To give yourself the best chance of successfully overcoming problem gambling at home, you must seek professional help for anything that may hold you back or cause you to relapse. Most individuals who suffer from addiction have unresolved issues or a mental health illness that has not been correctly treated. Your GP can arrange some counselling sessions and, if necessary, refer you to your local mental health services for further assessment and treatment.

Try to resolve problems in personal relationships

Addiction causes loved ones to suffer also. If you are close to your family or have a significant other, they have likely bore the brunt of your gambling problem. Apologies and promises mean very little when they have heard it all before. We suggest showing them through your actions that you are serious about change. It may take time for them to trust you, do not be surprised if this time is lengthy. Be patient and suggest they also seek help and support to help them heal.

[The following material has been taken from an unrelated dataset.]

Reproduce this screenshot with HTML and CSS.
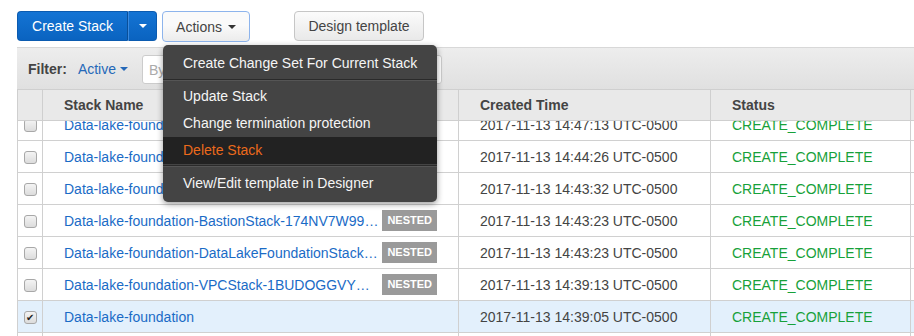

Be kind and forgiving of yourself

This is very important as feelings of shame, guilt and self-hatred can eat a person up. Understand that you suffer from an illness that gravely affects your thinking and behaviour. Try to show yourself some compassion, and do not be hard on yourself when you make mistakes. 

Part of recovery is learning from mistakes. Humans are all fallible; sometimes, you will say or do the wrong thing. Try to right these matters wherever possible and then move on. It is also important to let go of expectations and timeframes. Recovery from addiction is a journey, not a destination.